Quelles sont les autres modèles européens ?
L’Estonie est aujourd’hui le champion européen en matière de performance éducative selon la dernière étude PISA portant sur l’année 2024. Selon les résultats de l’enquête, les élèves estoniens se classent parmi les meilleurs mondiaux en lecture, mathématiques et sciences. Cette réussite repose en partie sur une organisation du temps scolaire particulièrement adaptée aux besoins des élèves. Les journées d’école y sont relativement courtes, généralement de 8h à 13h ou 14h. L’année scolaire est répartie différemment : les vacances
d’été durent 8 à 9 semaines. En contrepartie, les élèves bénéficient de plusieurs pauses plus courtes (environ une semaine) réparties tout au long de l’année. Cette approche permet d’éviter les longues périodes de décrochage scolaire tout en réduisant la fatigue accumulée.
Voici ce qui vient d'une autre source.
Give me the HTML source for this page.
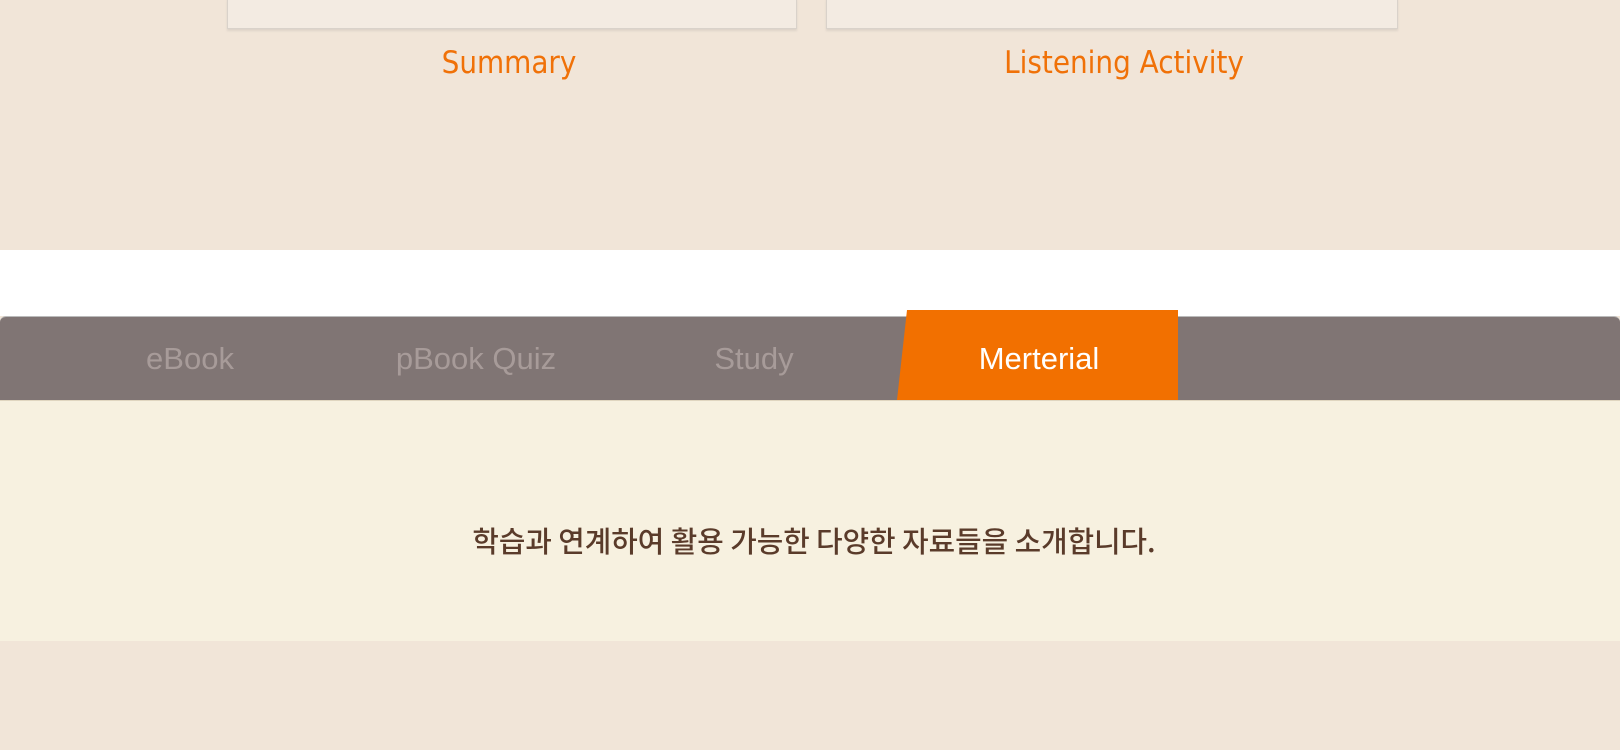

Plus proche de chez nous, le système britannique est tout aussi bien classé par les études PISA. Ancré dans une tradition scolaire ancienne, il a su évoluer depuis les années 90 en intégrant notamment des réformes axées sur le bien-être et la régularité du calendrier scolaire. Au Royaume-Uni, les journées scolaires commencent généralement vers 8h45 et se terminent entre 15h et 15h30. Toutefois, cette amplitude horaire inclut une large pause déjeuner et des temps de détente (récréations encadrées), notamment dans les écoles primaires. L’approche éducative britannique en terme de calendrier scolaire est très intéressante, notamment sur les vacances d’été, qui durent environ 6 semaines (mi-juillet à début septembre), ce qui est plus court que dans la majorité des pays européens. Ce choix vise à limiter la « perte d’apprentissage estivale » (summer learning loss), que nous avons évoqué plus haut.
Alléger les journées scolaires en France en réduisant les vacances d’été pourrait être une piste de réforme pertinente. En s’inspirant des modèles nord-européens efficaces et soutenue par la recherche scientifique, cette mesure viserait à restaurer un meilleur équilibre entre apprentissage, repos et épanouissement personnel des élèves.